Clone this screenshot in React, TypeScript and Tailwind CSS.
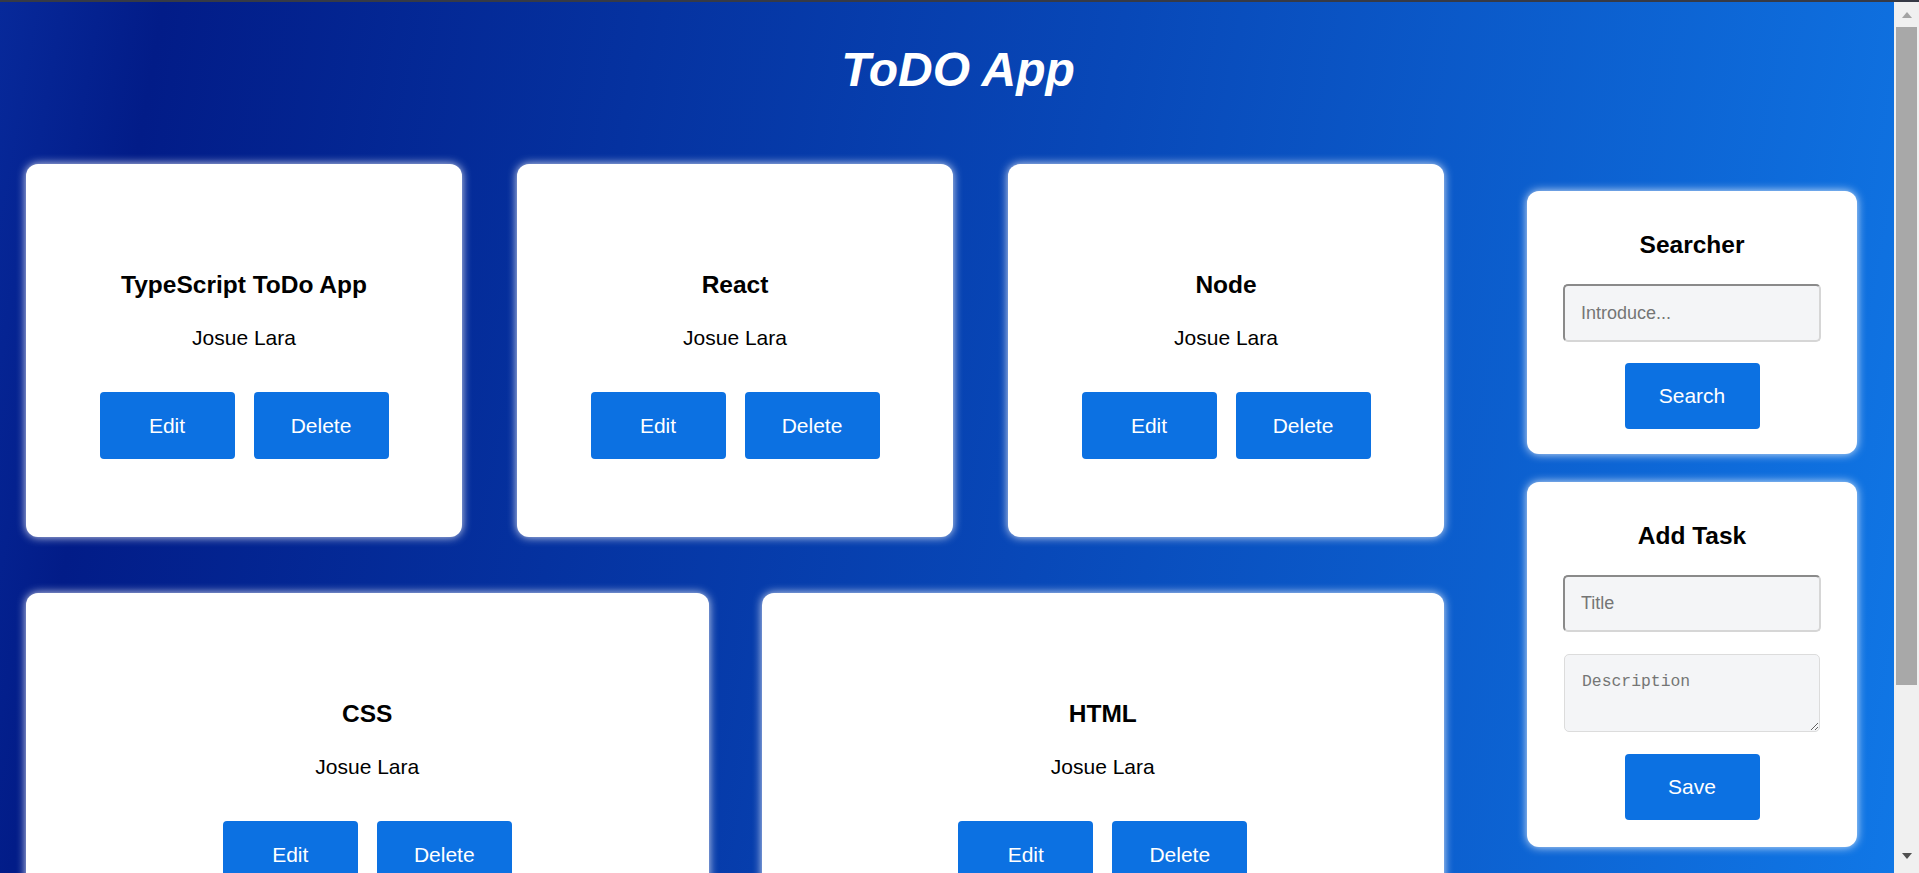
import React from "react";

const cards = [
  { title: "TypeScript ToDo App", author: "Josue Lara" },
  { title: "React", author: "Josue Lara" },
  { title: "Node", author: "Josue Lara" },
  { title: "CSS", author: "Josue Lara" },
  { title: "HTML", author: "Josue Lara" },
];

function Btn({ children }: { children: React.ReactNode }) {
  return (
    <button className="w-[135px] h-[67px] rounded-[4px] bg-[#0c71e2] text-white text-[21px] leading-[24px]">
      {children}
    </button>
  );
}

function Card({ title, author }: { title: string; author: string }) {
  return (
    <div className="flex-1 h-[373px] shrink-0 bg-white rounded-[12px] shadow-[0_0_10px_rgba(255,255,255,0.85)] flex flex-col items-center pt-[107px] text-center text-black">
      <h2 className="text-[24.5px] leading-[28px] font-bold">{title}</h2>
      <p className="mt-[27px] text-[21px] leading-[24px]">{author}</p>
      <div className="mt-[42px] flex gap-[19px]">
        <Btn>Edit</Btn>
        <Btn>Delete</Btn>
      </div>
    </div>
  );
}

function Scrollbar() {
  return (
    <div className="w-[25px] h-full bg-[#f0f0f0] flex flex-col items-center">
      <div className="h-[25px] w-full flex items-start justify-center pt-[10px]">
        <svg width="10" height="6" viewBox="0 0 10 6">
          <polygon points="5,0 10,6 0,6" fill="#a3a3a3" />
        </svg>
      </div>
      <div className="w-[21px] h-[658px] bg-[#a8a8a8]" />
      <div className="flex-1" />
      <div className="h-[20px] w-full flex items-start justify-center">
        <svg width="10" height="6" viewBox="0 0 10 6">
          <polygon points="0,0 10,0 5,6" fill="#505050" />
        </svg>
      </div>
    </div>
  );
}

export default function App() {
  return (
    <div
      className="h-[873px] overflow-hidden flex flex-col bg-[#1077e6]"
      style={{ fontFamily: '"Liberation Sans", Arial, sans-serif' }}
    >
      <div className="h-[2px] bg-[#363a46] shrink-0" />
      <div className="flex-1 flex min-h-0">
        <div className="flex-1 min-w-0 overflow-hidden bg-[linear-gradient(100deg,#07299a_0%,#021c88_8%,#0848b8_55%,#1077e6_100%)]">
          <h1 className="mt-[40px] pl-[22px] text-center text-white text-[48px] leading-[55px] font-bold italic">ToDO App</h1>
          <div className="mt-[67px] flex pl-[26px] pr-[37px] gap-[83px] items-start">
            <div className="flex-1 flex flex-col gap-[56px]">
              <div className="flex gap-[55px]">
                {cards.slice(0, 3).map((c) => (
                  <Card key={c.title} title={c.title} author={c.author} />
                ))}
              </div>
              <div className="flex gap-[53px]">
                {cards.slice(3).map((c) => (
                  <Card key={c.title} title={c.title} author={c.author} />
                ))}
              </div>
            </div>
            <div className="w-[330px] mt-[27px] flex flex-col gap-[28px]">
              <div className="bg-white rounded-[12px] shadow-[0_0_10px_rgba(255,255,255,0.85)] flex flex-col items-center pt-[40px] pb-[25px]">
                <h2 className="text-[24.5px] leading-[28px] font-bold text-black">Searcher</h2>
                <input
                  placeholder="Introduce..."
                  className="mt-[25px] w-[258px] h-[58px] rounded-[5px] border-2 border-t-[#8a8a8a] border-l-[#8a8a8a] border-b-[#d6d6d6] border-r-[#d6d6d6] bg-[#f4f5f7] px-[16px] text-[18px] placeholder:text-[#757575] outline-none"
                />
                <div className="mt-[21px]">
                  <button className="w-[135px] h-[66px] rounded-[4px] bg-[#0c71e2] text-white text-[21px] leading-[24px]">Search</button>
                </div>
              </div>
              <div className="bg-white rounded-[12px] shadow-[0_0_10px_rgba(255,255,255,0.85)] flex flex-col items-center pt-[40px] pb-[27px]">
                <h2 className="text-[24.5px] leading-[28px] font-bold text-black">Add Task</h2>
                <input
                  placeholder="Title"
                  className="mt-[25px] w-[258px] h-[57px] rounded-[5px] border-2 border-t-[#8a8a8a] border-l-[#8a8a8a] border-b-[#d6d6d6] border-r-[#d6d6d6] bg-[#f4f5f7] px-[16px] text-[18px] placeholder:text-[#757575] outline-none"
                />
                <textarea
                  placeholder="Description"
                  autoFocus
                  className="mt-[22px] w-[256px] h-[78px] rounded-[5px] border border-[#dcdcdc] bg-[#f4f5f7] px-[17px] pt-[17px] text-[16.4px] leading-[20px] placeholder:text-[#757575] outline-none focus:outline-none"
                  style={{ fontFamily: '"Liberation Mono", monospace' }}
                />
                <div className="mt-[22px]">
                  <button className="w-[135px] h-[66px] rounded-[4px] bg-[#0c71e2] text-white text-[21px] leading-[24px]">Save</button>
                </div>
              </div>
            </div>
          </div>
        </div>
        <Scrollbar />
      </div>
    </div>
  );
}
══════════════════════════════
▶ [DIRECTIONS]:
Each line above is to be copied verbatim. Drop any image from the copy.

▶ [ANSWER TO THE PROBLEM]:
Clone this screenshot in React, TypeScript and Tailwind CSS.
import React from "react";

const cards = [
  { title: "TypeScript ToDo App", author: "Josue Lara" },
  { title: "React", author: "Josue Lara" },
  { title: "Node", author: "Josue Lara" },
  { title: "CSS", author: "Josue Lara" },
  { title: "HTML", author: "Josue Lara" },
];

function Btn({ children }: { children: React.ReactNode }) {
  return (
    <button className="w-[135px] h-[67px] rounded-[4px] bg-[#0c71e2] text-white text-[21px] leading-[24px]">
      {children}
    </button>
  );
}

function Card({ title, author }: { title: string; author: string }) {
  return (
    <div className="flex-1 h-[373px] shrink-0 bg-white rounded-[12px] shadow-[0_0_10px_rgba(255,255,255,0.85)] flex flex-col items-center pt-[107px] text-center text-black">
      <h2 className="text-[24.5px] leading-[28px] font-bold">{title}</h2>
      <p className="mt-[27px] text-[21px] leading-[24px]">{author}</p>
      <div className="mt-[42px] flex gap-[19px]">
        <Btn>Edit</Btn>
        <Btn>Delete</Btn>
      </div>
    </div>
  );
}

function Scrollbar() {
  return (
    <div className="w-[25px] h-full bg-[#f0f0f0] flex flex-col items-center">
      <div className="h-[25px] w-full flex items-start justify-center pt-[10px]">
        <svg width="10" height="6" viewBox="0 0 10 6">
          <polygon points="5,0 10,6 0,6" fill="#a3a3a3" />
        </svg>
      </div>
      <div className="w-[21px] h-[658px] bg-[#a8a8a8]" />
      <div className="flex-1" />
      <div className="h-[20px] w-full flex items-start justify-center">
        <svg width="10" height="6" viewBox="0 0 10 6">
          <polygon points="0,0 10,0 5,6" fill="#505050" />
        </svg>
      </div>
    </div>
  );
}

export default function App() {
  return (
    <div
      className="h-[873px] overflow-hidden flex flex-col bg-[#1077e6]"
      style={{ fontFamily: '"Liberation Sans", Arial, sans-serif' }}
    >
      <div className="h-[2px] bg-[#363a46] shrink-0" />
      <div className="flex-1 flex min-h-0">
        <div className="flex-1 min-w-0 overflow-hidden bg-[linear-gradient(100deg,#07299a_0%,#021c88_8%,#0848b8_55%,#1077e6_100%)]">
          <h1 className="mt-[40px] pl-[22px] text-center text-white text-[48px] leading-[55px] font-bold italic">ToDO App</h1>
          <div className="mt-[67px] flex pl-[26px] pr-[37px] gap-[83px] items-start">
            <div className="flex-1 flex flex-col gap-[56px]">
              <div className="flex gap-[55px]">
                {cards.slice(0, 3).map((c) => (
                  <Card key={c.title} title={c.title} author={c.author} />
                ))}
              </div>
              <div className="flex gap-[53px]">
                {cards.slice(3).map((c) => (
                  <Card key={c.title} title={c.title} author={c.author} />
                ))}
              </div>
            </div>
            <div className="w-[330px] mt-[27px] flex flex-col gap-[28px]">
              <div className="bg-white rounded-[12px] shadow-[0_0_10px_rgba(255,255,255,0.85)] flex flex-col items-center pt-[40px] pb-[25px]">
                <h2 className="text-[24.5px] leading-[28px] font-bold text-black">Searcher</h2>
                <input
                  placeholder="Introduce..."
                  className="mt-[25px] w-[258px] h-[58px] rounded-[5px] border-2 border-t-[#8a8a8a] border-l-[#8a8a8a] border-b-[#d6d6d6] border-r-[#d6d6d6] bg-[#f4f5f7] px-[16px] text-[18px] placeholder:text-[#757575] outline-none"
                />
                <div className="mt-[21px]">
                  <button className="w-[135px] h-[66px] rounded-[4px] bg-[#0c71e2] text-white text-[21px] leading-[24px]">Search</button>
                </div>
              </div>
              <div className="bg-white rounded-[12px] shadow-[0_0_10px_rgba(255,255,255,0.85)] flex flex-col items-center pt-[40px] pb-[27px]">
                <h2 className="text-[24.5px] leading-[28px] font-bold text-black">Add Task</h2>
                <input
                  placeholder="Title"
                  className="mt-[25px] w-[258px] h-[57px] rounded-[5px] border-2 border-t-[#8a8a8a] border-l-[#8a8a8a] border-b-[#d6d6d6] border-r-[#d6d6d6] bg-[#f4f5f7] px-[16px] text-[18px] placeholder:text-[#757575] outline-none"
                />
                <textarea
                  placeholder="Description"
                  autoFocus
                  className="mt-[22px] w-[256px] h-[78px] rounded-[5px] border border-[#dcdcdc] bg-[#f4f5f7] px-[17px] pt-[17px] text-[16.4px] leading-[20px] placeholder:text-[#757575] outline-none focus:outline-none"
                  style={{ fontFamily: '"Liberation Mono", monospace' }}
                />
                <div className="mt-[22px]">
                  <button className="w-[135px] h-[66px] rounded-[4px] bg-[#0c71e2] text-white text-[21px] leading-[24px]">Save</button>
                </div>
              </div>
            </div>
          </div>
        </div>
        <Scrollbar />
      </div>
    </div>
  );
}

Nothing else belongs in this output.